* Aim *
Check each line of the data for "components" and select those that have it.

* Collected material *
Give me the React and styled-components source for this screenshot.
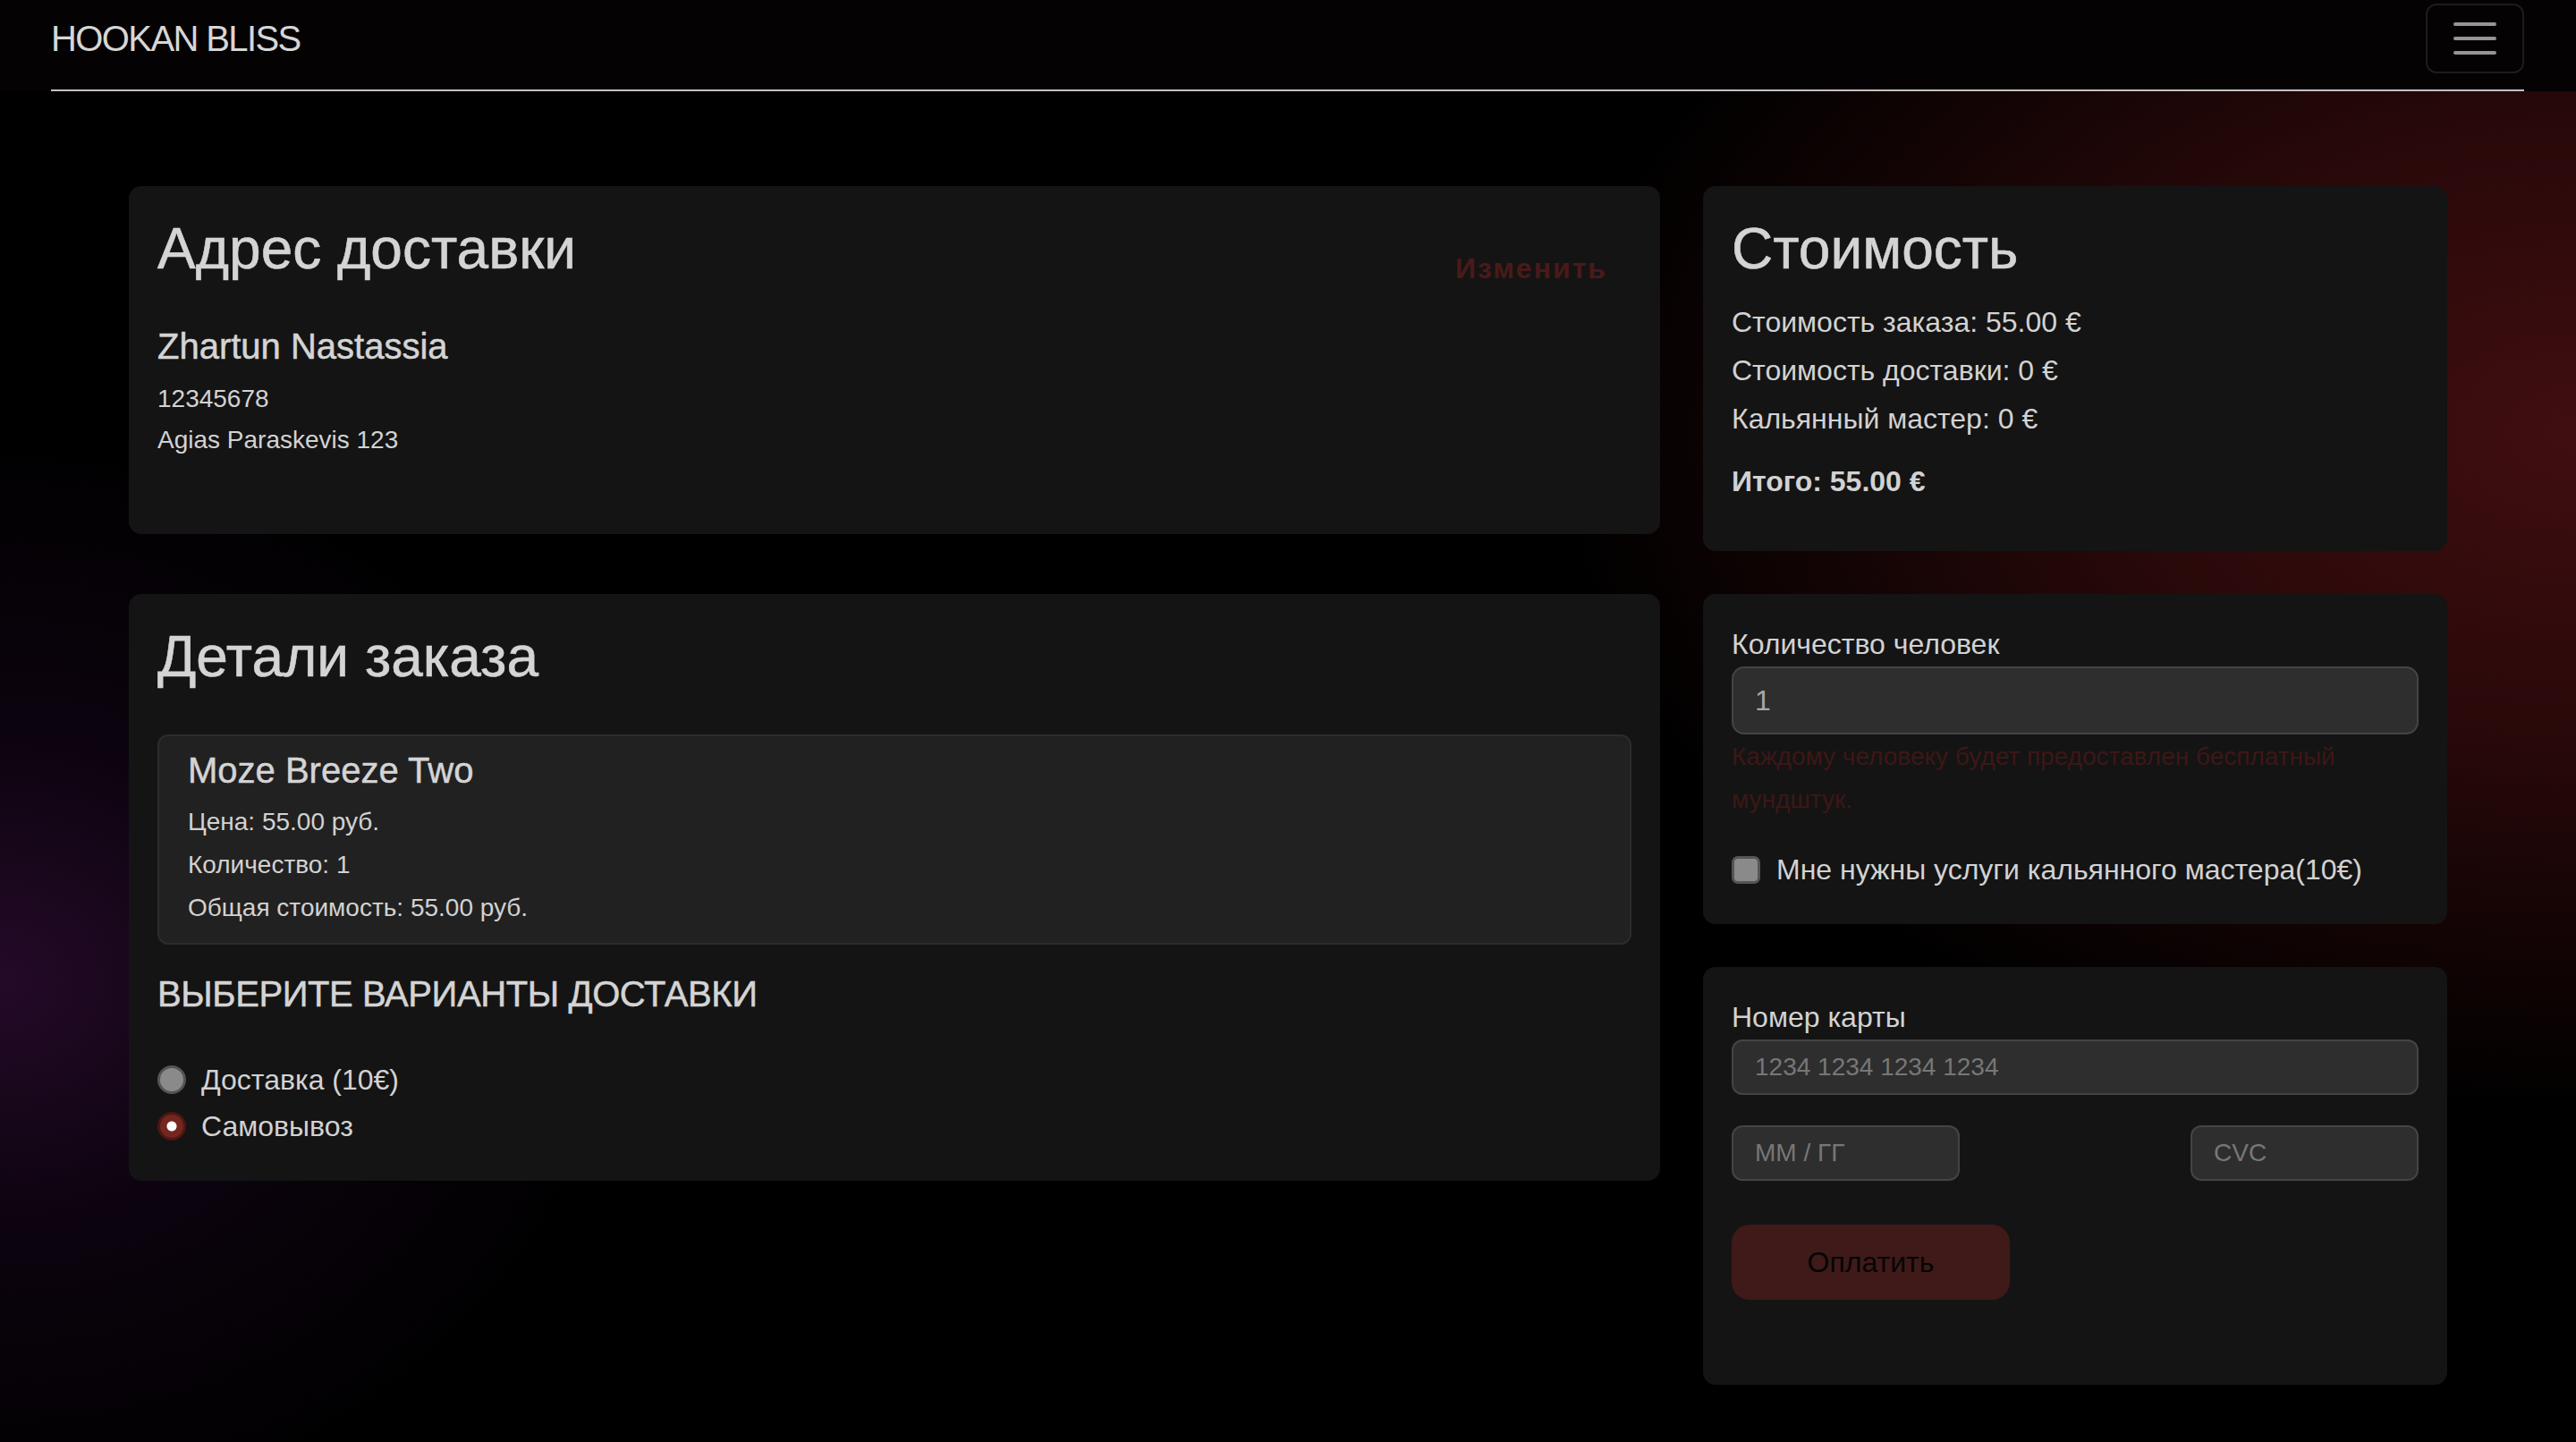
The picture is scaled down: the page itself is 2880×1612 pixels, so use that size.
import React from "react";
import styled, { createGlobalStyle } from "styled-components";

const GlobalStyle = createGlobalStyle`
  * { box-sizing: border-box; }
  body {
    margin: 0;
    background: #000;
    color: #d2d2d2;
    font-family: "Liberation Sans", Arial, sans-serif;
  }
`;

const App = () => {
  return (
    <Page>
      <GlobalStyle />
      <Navbar>
        <NavInner>
          <Brand>HOOKAN BLISS</Brand>
          <Toggler aria-label="menu">
            <svg width="60" height="60" viewBox="0 0 30 30">
              <path
                d="M4 7h22M4 15h22M4 23h22"
                stroke="rgba(255,255,255,0.58)"
                strokeWidth="2"
                strokeLinecap="round"
              />
            </svg>
          </Toggler>
        </NavInner>
      </Navbar>

      <Container>
        <Card $pb={82}>
          <CardHead>
            <Title $mb={47}>Адрес доставки</Title>
            <EditLink>Изменить</EditLink>
          </CardHead>
          <Name>Zhartun Nastassia</Name>
          <AddrLine>12345678</AddrLine>
          <AddrLine>Agias Paraskevis 123</AddrLine>
        </Card>

        <Card $pb={54}>
          <Title $mb={20}>Стоимость</Title>
          <CostLine>Стоимость заказа: 55.00 €</CostLine>
          <CostLine>Стоимость доставки: 0 €</CostLine>
          <CostLine>Кальянный мастер: 0 €</CostLine>
          <Total>Итого: 55.00 €</Total>
        </Card>

        <Card $pb={37}>
          <Title $mb={49}>Детали заказа</Title>
          <Item>
            <ItemName>Moze Breeze Two</ItemName>
            <ItemLine>Цена: 55.00 руб.</ItemLine>
            <ItemLine>Количество: 1</ItemLine>
            <ItemLine>Общая стоимость: 55.00 руб.</ItemLine>
          </Item>
          <SectionTitle>Выберите варианты доставки</SectionTitle>
          <CheckRow $gap={17} $mb={4}>
            <Radio type="radio" name="delivery" />
            Доставка (10€)
          </CheckRow>
          <CheckRow $gap={17}>
            <Radio type="radio" name="delivery" defaultChecked />
            Самовывоз
          </CheckRow>
        </Card>

        <Stack>
          <Card $pb={37}>
            <Label>Количество человек</Label>
            <BigInput type="text" defaultValue="1" />
            <Hint>Каждому человеку будет предоставлен бесплатный мундштук.</Hint>
            <CheckRow $gap={18} $mt={30}>
              <Checkbox type="checkbox" />
              Мне нужны услуги кальянного мастера(10€)
            </CheckRow>
          </Card>

          <Card $pb={95}>
            <Label>Номер карты</Label>
            <CardInput type="text" placeholder="1234 1234 1234 1234" />
            <CardRow>
              <CardInput type="text" placeholder="MM / ГГ" />
              <CardInput type="text" placeholder="CVC" />
            </CardRow>
            <PayButton>Оплатить</PayButton>
          </Card>
        </Stack>
      </Container>
    </Page>
  );
};

const Page = styled.div`
  min-height: 100vh;
  padding-bottom: 60px;
  background:
    radial-gradient(ellipse 1150px 760px at 100% 30%, rgba(64, 14, 16, 1) 0%, rgba(48, 10, 11, 0.85) 45%, rgba(0, 0, 0, 0) 100%),
    radial-gradient(ellipse 720px 620px at 0% 68%, rgba(36, 10, 40, 1) 0%, rgba(20, 5, 24, 0.6) 45%, rgba(0, 0, 0, 0) 100%),
    #000;
`;

const Navbar = styled.nav`
  padding: 0 58px 0 57px;
  background: #050203;
`;

const NavInner = styled.div`
  height: 102px;
  padding-bottom: 14px;
  display: flex;
  align-items: center;
  justify-content: space-between;
  border-bottom: 2px solid rgba(235, 225, 225, 0.85);
`;

const Brand = styled.a`
  font-size: 40px;
  letter-spacing: -1.6px;
  color: #d6d6d6;
`;

const Toggler = styled.button`
  width: 110px;
  height: 78px;
  display: flex;
  align-items: center;
  justify-content: center;
  background: transparent;
  border: 2px solid rgba(255, 255, 255, 0.1);
  border-radius: 12px;
  padding: 0;
`;

const Container = styled.main`
  width: 2592px;
  margin: 0 auto;
  padding-top: 106px;
  display: grid;
  grid-template-columns: 1712px 832px;
  column-gap: 48px;
  row-gap: 48px;
  align-items: start;
`;

const Stack = styled.div`
  display: flex;
  flex-direction: column;
  gap: 48px;
`;

const Card = styled.section`
  background: #141414;
  border-radius: 14px;
  padding: 32px 32px ${({ $pb }) => $pb}px;
`;

const CardHead = styled.div`
  display: flex;
  justify-content: space-between;
  align-items: flex-start;
`;

const Title = styled.h2`
  margin: 0 0 ${({ $mb }) => $mb}px;
  font-size: 64px;
  line-height: 76px;
  font-weight: 400;
  -webkit-text-stroke: 0.6px currentColor;
  color: #d4d4d4;
`;

const EditLink = styled.a`
  margin: 36px 27px 0 0;
  font-size: 32px;
  line-height: 48px;
  font-weight: 700;
  letter-spacing: 2px;
  color: #4a1a18;
`;

const Name = styled.h5`
  margin: 0 0 12px;
  font-size: 40px;
  line-height: 48px;
  font-weight: 400;
  -webkit-text-stroke: 0.5px currentColor;
  color: #d4d4d4;
`;

const AddrLine = styled.p`
  margin: 0;
  font-size: 28px;
  line-height: 46px;
`;

const CostLine = styled.p`
  margin: 0 0 6px;
  font-size: 32px;
  line-height: 48px;
`;

const Total = styled.p`
  margin: 22px 0 0;
  font-size: 32px;
  line-height: 48px;
  font-weight: 700;
`;

const Item = styled.div`
  background: #212121;
  border: 2px solid #2c2c2c;
  border-radius: 12px;
  padding: 14px 32px 15px;
`;

const ItemName = styled.h5`
  margin: 0 0 10px;
  font-size: 40px;
  line-height: 48px;
  font-weight: 400;
  -webkit-text-stroke: 0.5px currentColor;
  color: #d4d4d4;
`;

const ItemLine = styled.p`
  margin: 0;
  font-size: 28px;
  line-height: 48px;
`;

const SectionTitle = styled.h5`
  margin: 31px 0 48px;
  font-size: 40px;
  line-height: 48px;
  font-weight: 400;
  letter-spacing: -0.4px;
  -webkit-text-stroke: 0.5px currentColor;
  text-transform: uppercase;
  color: #d4d4d4;
`;

const CheckRow = styled.label`
  display: flex;
  align-items: center;
  gap: ${({ $gap }) => $gap}px;
  margin: ${({ $mt = 0 }) => $mt}px 0 ${({ $mb = 0 }) => $mb}px;
  font-size: 32px;
  line-height: 48px;
  color: #d2d2d2;
`;

const Radio = styled.input`
  appearance: none;
  margin: 0;
  width: 32px;
  height: 32px;
  border-radius: 50%;
  background: #8a8a8a;
  border: 3px solid #555;
  &:checked {
    background: radial-gradient(circle, #fff 0 5px, #742620 6px);
    border-color: #4e1713;
  }
`;

const Checkbox = styled.input`
  appearance: none;
  margin: 0;
  width: 32px;
  height: 31px;
  border-radius: 7px;
  background: #8a8a8a;
  border: 3px solid #555;
`;

const Label = styled.label`
  display: block;
  margin-bottom: 1px;
  font-size: 32px;
  line-height: 48px;
`;

const BigInput = styled.input`
  display: block;
  width: 100%;
  height: 76px;
  padding: 0 24px;
  background: #2e2e2e;
  border: 2px solid #444;
  border-radius: 14px;
  font-family: inherit;
  font-size: 32px;
  color: #a8a8a8;
  outline: none;
`;

const Hint = styled.div`
  margin-top: 1px;
  font-size: 28px;
  line-height: 48px;
  color: #3e1716;
`;

const CardInput = styled.input`
  display: block;
  width: 100%;
  height: 62px;
  padding: 0 24px;
  background: #2e2e2e;
  border: 2px solid #444;
  border-radius: 12px;
  font-family: inherit;
  font-size: 28px;
  color: #bbb;
  outline: none;
  &::placeholder {
    color: #777;
  }
`;

const CardRow = styled.div`
  margin-top: 34px;
  display: flex;
  justify-content: space-between;
  ${CardInput} {
    width: 255px;
  }
`;

const PayButton = styled.button`
  display: block;
  margin-top: 49px;
  width: 311px;
  height: 84px;
  border: none;
  border-radius: 20px;
  background: #3f1a19;
  font-family: inherit;
  font-size: 32px;
  color: #050505;
`;

export default App;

* Solution below *
Give me the React and styled-components source for this screenshot.
import styled, { createGlobalStyle } from "styled-components";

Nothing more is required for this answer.